The CEO of FedEx challenged the publisher of The New York Times to a public debate after the paper published a story he asserted got basic facts wrong.
“Pertinent to this outrageous distortion of the truth is the fact that unlike FedEx, the New York Times paid zero federal income tax in 2017 on earnings of $111 million, and only $30 million in 2018—18 percent of their pretax book income. Also in 2018 the New York Times cut their capital investments nearly in half to $57 million, which equates to a rounding error when compared to the $6 billion of capital that FedEx invested in the U.S. economy during that same year.”
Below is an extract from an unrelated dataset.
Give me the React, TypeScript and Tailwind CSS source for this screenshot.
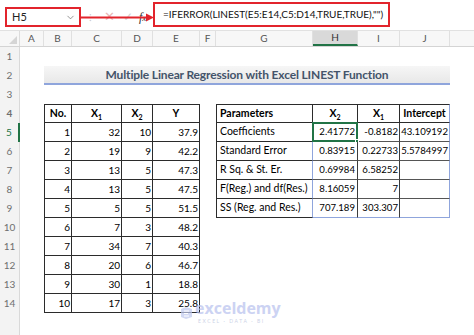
import React from "react";
import { ChevronDown } from "lucide-react";

const W = {
  hdr: "w-[20px]",
  A: "w-[24px]",
  B: "w-[28px]",
  C: "w-[50px]",
  D: "w-[31px]",
  E: "w-[47px]",
  F: "w-[16px]",
  G: "w-[97px]",
  H: "w-[45px]",
  I: "w-[42px]",
  J: "w-[50px]",
};

const leftData = [
  [1, 32, 10, "37.9"],
  [2, 19, 9, "42.2"],
  [3, 13, 5, "47.3"],
  [4, 13, 5, "47.5"],
  [5, 5, 5, "51.5"],
  [6, 7, 3, "48.2"],
  [7, 34, 7, "40.3"],
  [8, 20, 6, "46.7"],
  [9, 30, 1, "18.8"],
  [10, 17, 3, "25.8"],
];

const rightData = [
  ["Coefficients", "2.41772", "-0.8182", "43.109192"],
  ["Standard Error", "0.83915", "0.22733", "5.5784997"],
  ["R Sq. & St. Er.", "0.69984", "6.58252", ""],
  ["F(Reg.) and df(Res.)", "8.16059", "7", ""],
  ["SS (Reg. and Res.)", "707.189", "303.307", ""],
];

const cols = ["A", "B", "C", "D", "E", "F", "G", "H", "I", "J"] as const;

const Cell = ({
  w,
  className = "",
  children,
}: {
  w: string;
  className?: string;
  children?: React.ReactNode;
}) => (
  <div className={`${w} shrink-0 h-full flex items-center ${className}`}>
    {children}
  </div>
);

const RowHead = ({ n, active }: { n?: number; active?: boolean }) => (
  <div
    className={`w-[20px] shrink-0 h-full flex items-center justify-center text-[10px] text-[#6f6f6f] bg-[#f3f3f3] ${
      active ? "border-r-2 border-[#217346] bg-[#dcdcdc] text-[#217346]" : "border-r border-[#d9d9d9]"
    }`}
  >
    {n}
  </div>
);

const Sub = ({ n }: { n: number }) => (
  <span>
    X<sub className="text-[7px] align-[-2px]">{n}</sub>
  </span>
);

const Watermark = () => (
  <div className="absolute left-[180px] top-[301px] flex items-start gap-[2px] opacity-70 pointer-events-none">
    <svg width="13" height="14" viewBox="0 0 13 14" className="mt-[5px]">
      <path d="M1 3 L6 1 L12 3 L12 11 L6 13 L1 11 Z" fill="#c0c9ee" />
      <path d="M4 5 H9 M4 7.5 H8 M4 10 H9" stroke="#ffffff" strokeWidth="1.2" />
    </svg>
    <div className="flex flex-col items-start">
      <span className="h-[15px] leading-[15px] text-[16px] font-bold text-[#b7c1ee] font-['Open_Sans',sans-serif]">
        exceldemy
      </span>
      <span className="h-[6px] leading-[6px] text-[5px] text-[#b8bfdc] tracking-[1.6px] mt-[2px] ml-[3px]">
        EXCEL · DATA · BI
      </span>
    </div>
  </div>
);

export default function App() {
  return (
    <div className="relative w-[474px] h-[335px] overflow-hidden bg-white font-['Lato','Liberation_Sans',sans-serif] text-[10.5px] text-black">
      {/* formula bar */}
      <div className="relative h-[31px] flex items-end pb-[3px] bg-white border-b border-[#e1e1e1]">
        <div className="ml-[5px] w-[76px] h-[20px] border-2 border-[#e2242c] flex items-center justify-between pl-[5px] pr-[3px] text-[11px] text-[#222]">
          <span>H5</span>
          <ChevronDown className="w-[11px] h-[11px] text-[#666]" strokeWidth={1.5} />
        </div>
        <div className="w-[72px] h-[20px] flex items-center text-[#bbb]">
          <span className="ml-[8px] text-[10px] leading-none text-[#c8c8c8]">⁝</span>
          <span className="ml-[12px] text-[13px] text-[#e8b7b7]">✕</span>
          <span className="ml-[8px] text-[12px] text-[#d2d2d2]">✓</span>
          <span className="ml-[6px] text-[12px] italic text-[#333] font-['Liberation_Serif',serif]">
            f<span className="text-[9px]">x</span>
          </span>
        </div>
        <div className="w-[237px] h-[25px] border-2 border-[#e2242c] flex items-center pl-[8px] text-[10px] text-[#111]">
          =IFERROR(LINEST(E5:E14,C5:D14,TRUE,TRUE),"")
        </div>
        <svg
          className="absolute left-[81px] top-[13px]"
          width="74"
          height="9"
          viewBox="0 0 74 9"
        >
          <line x1="0" y1="4.5" x2="67" y2="4.5" stroke="#e2242c" strokeWidth="2" />
          <path d="M65 0.5 L73 4.5 L65 8.5 Z" fill="#e2242c" />
        </svg>
      </div>

      {/* column headers */}
      <div className="flex h-[16px] bg-[#f7f7f7] border-b border-[#d4d4d4] text-[10px] text-[#555]">
        <div className="w-[20px] shrink-0 h-full relative border-r border-[#dcdcdc]">
          <svg className="absolute right-[2px] bottom-[2px]" width="8" height="8" viewBox="0 0 8 8">
            <path d="M8 0 L8 8 L0 8 Z" fill="#d5d5d5" />
          </svg>
        </div>
        {cols.map((c) => (
          <Cell
            key={c}
            w={W[c]}
            className={`justify-center border-r border-[#e0e0e0] ${
              c === "H" ? "bg-[#d9d9d9] border-b-2 border-b-[#217346] text-[#333]" : ""
            }`}
          >
            {c}
          </Cell>
        ))}
        <div className="flex-1" />
      </div>

      {/* row 1 */}
      <div className="flex h-[19px]">
        <RowHead n={1} />
      </div>

      {/* row 2: title */}
      <div className="flex h-[19px]">
        <RowHead n={2} />
        <Cell w={W.A} />
        <div className="w-[406px] shrink-0 h-full flex items-center justify-center bg-gradient-to-b from-[#f6f6f6] to-[#e8e8e8] border-b-2 border-[#8fa5dc] text-[12px] tracking-[-0.15px] font-bold text-[#44546a]">
          Multiple Linear Regression with Excel LINEST Function
        </div>
      </div>

      {/* row 3 */}
      <div className="flex h-[19px]">
        <RowHead n={3} />
      </div>

      {/* row 4: headers */}
      <div className="flex h-[19px] font-bold">
        <RowHead n={4} />
        <Cell w={W.A} />
        <Cell w={W.B} className="justify-center border border-[#2b2b2b]">
          No.
        </Cell>
        <Cell w={W.C} className="justify-center border-y border-r border-[#2b2b2b]">
          <Sub n={1} />
        </Cell>
        <Cell w={W.D} className="justify-center border-y border-r border-[#2b2b2b]">
          <Sub n={2} />
        </Cell>
        <Cell w={W.E} className="justify-center border-y border-r border-[#2b2b2b]">
          Y
        </Cell>
        <Cell w={W.F} />
        <Cell w={W.G} className="pl-[3px] border border-[#2b2b2b]">
          Parameters
        </Cell>
        <Cell w={W.H} className="justify-center border-y border-r border-[#2b2b2b]">
          <Sub n={2} />
        </Cell>
        <Cell w={W.I} className="justify-center border-y border-r border-[#2b2b2b]">
          <Sub n={1} />
        </Cell>
        <Cell w={W.J} className="justify-center border-y border-r border-[#2b2b2b] border-r-[#8fa5dc]">
          Intercept
        </Cell>
      </div>

      {/* rows 5-14 */}
      {leftData.map((r, i) => {
        const rr = rightData[i];
        const last = i === rightData.length - 1;
        return (
          <div key={i} className="flex h-[19px] text-[10px]">
            <RowHead n={5 + i} active={i === 0} />
            <Cell w={W.A} />
            <Cell w={W.B} className="justify-end pr-[1px] border-x border-b border-[#2b2b2b]">
              {r[0]}
            </Cell>
            <Cell w={W.C} className="justify-end pr-[1px] border-r border-b border-[#2b2b2b]">
              {r[1]}
            </Cell>
            <Cell w={W.D} className="justify-end pr-[1px] border-r border-b border-[#2b2b2b]">
              {r[2]}
            </Cell>
            <Cell w={W.E} className="justify-end pr-[1px] border-r border-b border-[#2b2b2b]">
              {r[3]}
            </Cell>
            <Cell w={W.F} />
            {rr && (
              <>
                <Cell w={W.G} className="pl-[3px] text-[10.5px] border-x border-b border-[#2b2b2b] border-r-[#8fa5dc]">
                  {rr[0]}
                </Cell>
                <Cell
                  w={W.H}
                  className={`relative justify-end pr-[2px] text-[9.6px] border-r border-b border-[#555] border-r-[#3c3c3c] ${
                    last ? "border-b-[#8fa5dc]" : ""
                  }`}
                >
                  {rr[1]}
                  {i === 0 && (
                    <div className="absolute -left-[1px] -top-[1px] -right-[1px] -bottom-[1px] border-2 border-[#217346]">
                      <div className="absolute -right-[3px] -bottom-[3px] w-[4px] h-[4px] bg-[#217346] border border-white" />
                    </div>
                  )}
                </Cell>
                <Cell
                  w={W.I}
                  className={`justify-end pr-[1px] text-[9.6px] border-r border-b border-[#555] border-r-[#3c3c3c] ${
                    last ? "border-b-[#8fa5dc]" : ""
                  }`}
                >
                  {rr[2]}
                </Cell>
                <Cell
                  w={W.J}
                  className={`justify-end pr-[1px] text-[9.6px] border-r border-b border-[#8fa5dc] ${
                    last ? "" : "border-b-[#555]"
                  }`}
                >
                  {rr[3]}
                </Cell>
              </>
            )}
          </div>
        );
      })}

      {/* rows 15+ */}
      <div className="flex h-[40px]">
        <RowHead />
      </div>

      <Watermark />
    </div>
  );
}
Smith then issued his challenge.
“I hereby challenge A.G. Sulzberger, publisher of the New York Times and the business section editor to a public debate in Washington, DC with me and the FedEx corporate vice president of tax. The focus of the debate should be federal tax policy and the relative societal benefits of business investments and the enormous intended benefits to the United States economy, especially lower and middle class wage earners. I look forward to promptly hearing from Mr. Sulzberger and scheduling this open event to bring further public awareness of the facts related to these important issues.”
Tax Cuts and Investments
The article in question stated that FedEx owed zero dollars in taxes in the 2018 fiscal year, citing financial filings. Writers said the company reaped more than $1.5 billion from the Tax Cuts and Jobs Act, which the company lobbied for and which President Donald Trump signed into law in 2017.The tax cut FedEx received didn’t translate to increased capital investment promised by Smith, the article stated, noting that in fiscal year 2018, FedEx spent “$240 million less on capital investments than it predicted it would in December 2017” and the spending “declined by nearly $175 million in fiscal 2019.”
FedEx regularly undershoots or overshoots its capital spending forecasts by hundreds of millions. While it undershot its 2018 forecast, it hiked capital investment that year to nearly $5.7 billion, up more than $550 million from the year before. In 2019, it invested nearly $5.5 billion. As its last sentence, the New York Times article quotes Matthew Gardner, an analyst at the left-leaning Institute on Taxation and Economic Policy as saying that “it’s just impossible to know” whether a connection can be drawn between the tax breaks and FedEx’s actions.
“FedEx invested billions in capital items eligible for accelerated depreciation and made large contributions to our employee pension plans. These factors have temporarily lowered our federal income tax, which was the law’s intention to help grow GDP, create jobs, and increase wages,” FedEx responded in a statement.
One of the authors of the New York Times article, Ben Casselman, wrote on his Twitter account that it was “worth noting we repeatedly asked to interview Mr. Smith about exactly these issues for this story, and FedEx refused to make him available,” in response to another user posting a screenshot of Smith’s statement.
But FedEx Public Affairs said Casselman was not being truthful. “Worth noting that is not true. We did not receive any requests to speak with Mr. Smith, but he will discuss exactly these issues when @nytimes agrees to debate,” it stated.
Another reporter, Peter Eavis, noted the “strong response” to the article and said that “basically all the numbers came from companies’ annual reports.”